On se hâtait de faire écouler les réserves, sauf à renouveler les prohibitions lorsque la cherté reparaissait.

(1) Un écu sol par tonneau, c'est-à-dire par six setiers pesant 1,300 livres.

Le législateur n'avait aucune pensée de prévoyance.

Une réforme assez importante eut cependant lieu sous le règne de François II.
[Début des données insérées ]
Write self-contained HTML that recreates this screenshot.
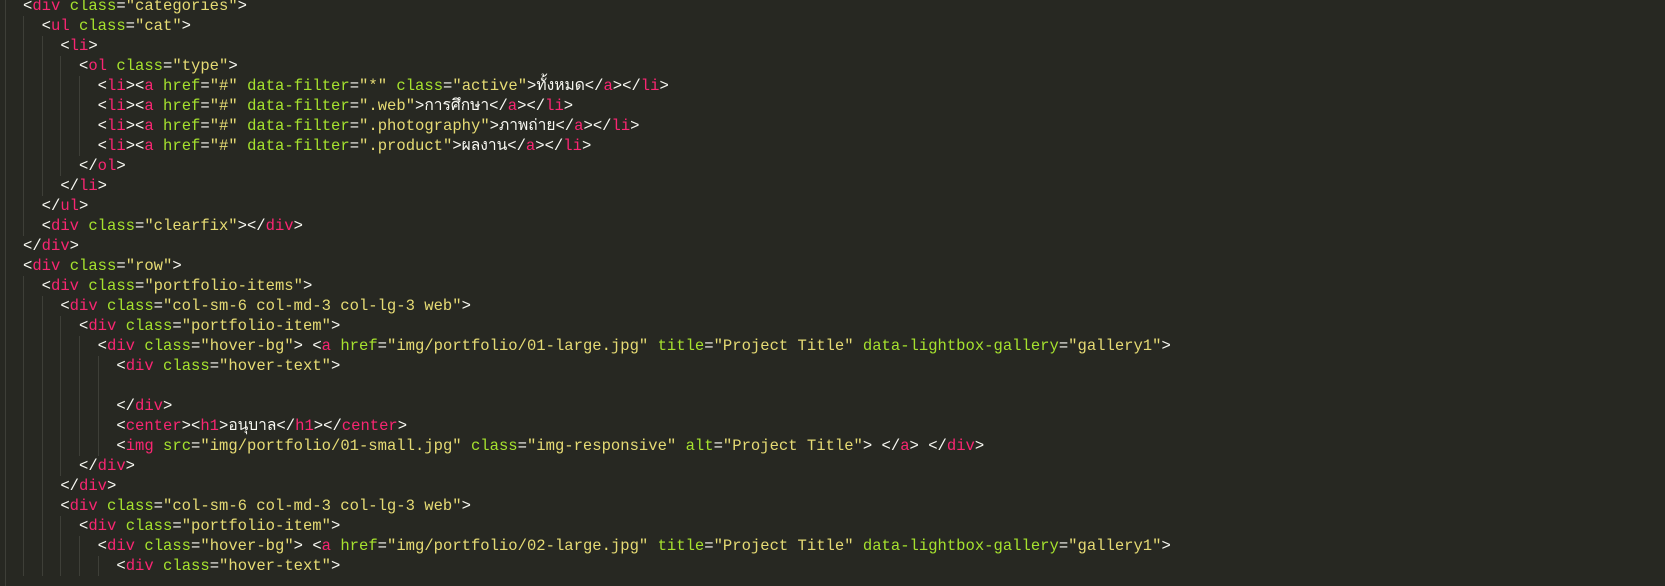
<!DOCTYPE html>
<html><head><meta charset="utf-8"><style>
html,body{margin:0;padding:0;background:#272822;width:1665px;height:586px;overflow:hidden}
#c{position:absolute;left:0;top:-4px;width:1665px}
.l{height:20px;line-height:20px;white-space:pre;font-family:"Liberation Mono","DejaVu Sans Mono",monospace;font-size:15.56px;color:#f8f8f2;position:relative}
.g{position:absolute;top:0;height:20px;width:1px;background:#3e3f38}
.t{color:#f92672}.a{color:#a6e22e}.s{color:#e6db74}
</style></head><body>
<div class="g" style="left:5px;top:0;height:586px;position:absolute"></div>
<div id="c"></div>
<script>
const L=[
[0,'&lt;<span class=t>div</span> <span class=a>class</span>=<span class=s>"categories"</span>&gt;'],
[1,'&lt;<span class=t>ul</span> <span class=a>class</span>=<span class=s>"cat"</span>&gt;'],
[2,'&lt;<span class=t>li</span>&gt;'],
[3,'&lt;<span class=t>ol</span> <span class=a>class</span>=<span class=s>"type"</span>&gt;'],
[4,'&lt;<span class=t>li</span>&gt;&lt;<span class=t>a</span> <span class=a>href</span>=<span class=s>"#"</span> <span class=a>data-filter</span>=<span class=s>"*"</span> <span class=a>class</span>=<span class=s>"active"</span>&gt;ทั้งหมด&lt;/<span class=t>a</span>&gt;&lt;/<span class=t>li</span>&gt;'],
[4,'&lt;<span class=t>li</span>&gt;&lt;<span class=t>a</span> <span class=a>href</span>=<span class=s>"#"</span> <span class=a>data-filter</span>=<span class=s>".web"</span>&gt;การศึกษา&lt;/<span class=t>a</span>&gt;&lt;/<span class=t>li</span>&gt;'],
[4,'&lt;<span class=t>li</span>&gt;&lt;<span class=t>a</span> <span class=a>href</span>=<span class=s>"#"</span> <span class=a>data-filter</span>=<span class=s>".photography"</span>&gt;ภาพถ่าย&lt;/<span class=t>a</span>&gt;&lt;/<span class=t>li</span>&gt;'],
[4,'&lt;<span class=t>li</span>&gt;&lt;<span class=t>a</span> <span class=a>href</span>=<span class=s>"#"</span> <span class=a>data-filter</span>=<span class=s>".product"</span>&gt;ผลงาน&lt;/<span class=t>a</span>&gt;&lt;/<span class=t>li</span>&gt;'],
[3,'&lt;/<span class=t>ol</span>&gt;'],
[2,'&lt;/<span class=t>li</span>&gt;'],
[1,'&lt;/<span class=t>ul</span>&gt;'],
[1,'&lt;<span class=t>div</span> <span class=a>class</span>=<span class=s>"clearfix"</span>&gt;&lt;/<span class=t>div</span>&gt;'],
[0,'&lt;/<span class=t>div</span>&gt;'],
[0,'&lt;<span class=t>div</span> <span class=a>class</span>=<span class=s>"row"</span>&gt;'],
[1,'&lt;<span class=t>div</span> <span class=a>class</span>=<span class=s>"portfolio-items"</span>&gt;'],
[2,'&lt;<span class=t>div</span> <span class=a>class</span>=<span class=s>"col-sm-6 col-md-3 col-lg-3 web"</span>&gt;'],
[3,'&lt;<span class=t>div</span> <span class=a>class</span>=<span class=s>"portfolio-item"</span>&gt;'],
[4,'&lt;<span class=t>div</span> <span class=a>class</span>=<span class=s>"hover-bg"</span>&gt; &lt;<span class=t>a</span> <span class=a>href</span>=<span class=s>"img/portfolio/01-large.jpg"</span> <span class=a>title</span>=<span class=s>"Project Title"</span> <span class=a>data-lightbox-gallery</span>=<span class=s>"gallery1"</span>&gt;'],
[5,'&lt;<span class=t>div</span> <span class=a>class</span>=<span class=s>"hover-text"</span>&gt;'],
[5,''],
[5,'&lt;/<span class=t>div</span>&gt;'],
[5,'&lt;<span class=t>center</span>&gt;&lt;<span class=t>h1</span>&gt;อนุบาล&lt;/<span class=t>h1</span>&gt;&lt;/<span class=t>center</span>&gt;'],
[5,'&lt;<span class=t>img</span> <span class=a>src</span>=<span class=s>"img/portfolio/01-small.jpg"</span> <span class=a>class</span>=<span class=s>"img-responsive"</span> <span class=a>alt</span>=<span class=s>"Project Title"</span>&gt; &lt;/<span class=t>a</span>&gt; &lt;/<span class=t>div</span>&gt;'],
[3,'&lt;/<span class=t>div</span>&gt;'],
[2,'&lt;/<span class=t>div</span>&gt;'],
[2,'&lt;<span class=t>div</span> <span class=a>class</span>=<span class=s>"col-sm-6 col-md-3 col-lg-3 web"</span>&gt;'],
[3,'&lt;<span class=t>div</span> <span class=a>class</span>=<span class=s>"portfolio-item"</span>&gt;'],
[4,'&lt;<span class=t>div</span> <span class=a>class</span>=<span class=s>"hover-bg"</span>&gt; &lt;<span class=t>a</span> <span class=a>href</span>=<span class=s>"img/portfolio/02-large.jpg"</span> <span class=a>title</span>=<span class=s>"Project Title"</span> <span class=a>data-lightbox-gallery</span>=<span class=s>"gallery1"</span>&gt;'],
[5,'&lt;<span class=t>div</span> <span class=a>class</span>=<span class=s>"hover-text"</span>&gt;']
];
const step=18.67,x0=23;let h='';
for(const [i,t] of L){let g='';for(let k=1;k<=i;k++)g+='<div class="g" style="left:'+(x0+(k-1)*step)+'px"></div>';
h+='<div class="l">'+g+'<span style="position:absolute;left:'+(x0+i*step)+'px">'+t+'</span></div>';}
document.getElementById('c').innerHTML=h;
</script>
</body></html>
Il fut établi à Paris un bureau de huit commissaires révocables, chargé d'accorder des permissions pour la sortie des grains à l'étranger, jusqu'à concurrence de la quantité fixée par lettres royales au commencement de chaque année (1). « Nous avons, porte l'édit, proposé et délibéré de donner et octroyer tous les ans, traite de bleds et de vins, selon la quantité qui se trouvera que dans les provinces de nostre royaume pourront porter, sans incommoder nostre dit peuple, et afin que par le moyen et sous prétexte des dites traites, il ne soit plus fait les abus qui, par le passé et jusques ici, se sont faits grandement préjudiciables, non-seulement à nos droits, mais à nostre dit peuple et sujets, lesquels quelquesfois, pour avoir esté tiré trop grande quantité desdits bleds, s'en sont trouvez, avant que de venir à la nouvelle récolte, en grande nécessité, et d'autres fois pour avoir tenu trop serrées les dites traites, leurs bleds et vins sont demeurez sur les bras, comme inutiles, sans en faire leur leur profit.»
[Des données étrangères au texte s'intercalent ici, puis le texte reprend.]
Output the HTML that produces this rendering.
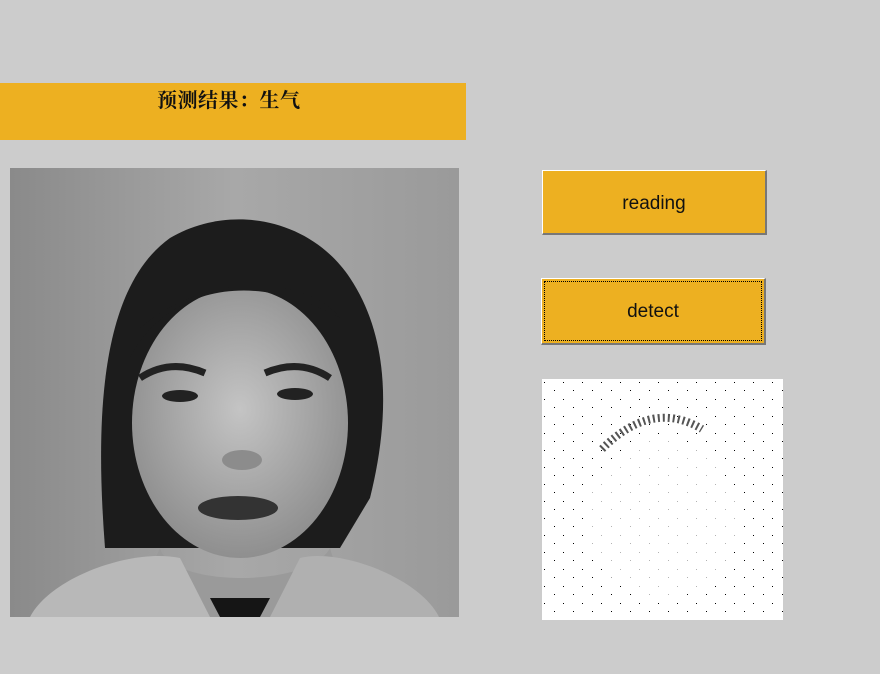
<!DOCTYPE html>
<html><head><meta charset="utf-8"><style>
body{margin:0;width:880px;height:674px;background:#cccccc;position:relative;overflow:hidden;font-family:"Liberation Sans",sans-serif}
.bar{position:absolute;left:0;top:83px;width:466px;height:57px;background:#edb021}
.bar span{position:absolute;left:157px;top:1px;font:bold 20px "Liberation Serif","Noto Serif CJK SC",serif;color:#111;letter-spacing:0.5px}
.btn{position:absolute;background:#edb021;box-sizing:border-box;border-top:1px solid #fff;border-left:1px solid #fff;border-right:2px solid #777;border-bottom:2px solid #777;font-size:19px;color:#111;text-align:center}
.photo{position:absolute;left:10px;top:168px;width:449px;height:449px}
.edge{position:absolute;left:542px;top:379px;width:241px;height:241px;background:#fff}
</style></head><body>
<div class="bar"><span>预测结果：生气</span></div>
<div class="btn" style="left:542px;top:170px;width:225px;height:65px;line-height:65px">reading</div>
<div class="btn" style="left:541px;top:278px;width:225px;height:67px;line-height:66px"><div style="position:absolute;left:2px;top:2px;right:2px;bottom:2px;border:1px dotted #000"></div>detect</div>
<svg class="photo" viewBox="0 0 449 449">
<defs>
<linearGradient id="bg" x1="0" y1="0" x2="1" y2="0"><stop offset="0" stop-color="#8a8a8a"/><stop offset="0.5" stop-color="#a8a8a8"/><stop offset="1" stop-color="#9a9a9a"/></linearGradient>
<radialGradient id="fc" cx="0.5" cy="0.45" r="0.6"><stop offset="0" stop-color="#c4c4c4"/><stop offset="1" stop-color="#8a8a8a"/></radialGradient>
</defs>
<rect width="449" height="449" fill="url(#bg)"/>
<path d="M95 380 C85 250 90 120 160 70 C220 35 300 50 340 110 C380 170 380 250 360 330 L330 380 Z" fill="#1c1c1c"/>
<ellipse cx="230" cy="255" rx="108" ry="135" fill="url(#fc)"/>
<path d="M120 190 C150 130 230 95 330 150 C300 110 200 100 130 160 Z" fill="#1c1c1c"/>
<path d="M130 210 Q160 190 195 205" stroke="#222" stroke-width="7" fill="none"/>
<path d="M255 205 Q290 190 320 210" stroke="#222" stroke-width="7" fill="none"/>
<ellipse cx="170" cy="228" rx="18" ry="6" fill="#222"/>
<ellipse cx="285" cy="226" rx="18" ry="6" fill="#222"/>
<ellipse cx="232" cy="292" rx="20" ry="10" fill="#8c8c8c"/>
<ellipse cx="228" cy="340" rx="40" ry="12" fill="#333"/>
<path d="M150 380 C160 420 300 420 320 380 L340 449 L120 449 Z" fill="#9a9a9a"/>
<path d="M20 449 C40 410 120 380 170 390 L200 449 Z" fill="#b8b8b8"/>
<path d="M429 449 C410 410 330 380 290 390 L260 449 Z" fill="#b0b0b0"/>
<path d="M200 430 L260 430 L250 449 L210 449 Z" fill="#151515"/>
</svg>
<svg class="edge" viewBox="0 0 241 241">
<defs><pattern id="d" width="19" height="17" patternUnits="userSpaceOnUse"><rect x="2" y="3" width="1" height="1" fill="#000"/><rect x="12" y="11" width="1" height="1" fill="#000"/></pattern></defs>
<rect width="241" height="241" fill="url(#d)"/>
<path d="M60 70 Q110 20 160 50" stroke="#555" stroke-width="8" stroke-dasharray="2 3" fill="none"/>
<ellipse cx="120" cy="140" rx="75" ry="80" fill="#fff" opacity="0.7"/>
</svg>
</body></html>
Le droit exigé pour l'expédition de chacune des lettres de traite, congé et permission fut fixé à un écu, quelle que fût la quantité de grains portée dans ces lettres.

Cet édit soumettait à plus de régularité la délivrance des permissions d'exportation, et remédiait aux abus résultant du grand nombre de personnes (2) qui, auparavant, accordaient ces permissions.

Il annonçait, en outre, l'intention de prendre en considération l'état d'abondance dans lequel se trouveraient les provinces pour permettre ou prohiber l'exportation. Toutefois, les commissaires ne pouvaient pas obtenir facilement des

(1) Edit du 20 décembre 1559.

(2) Telles que les lieutenants généraux, gouverneurs, amiraux, viceamiraux.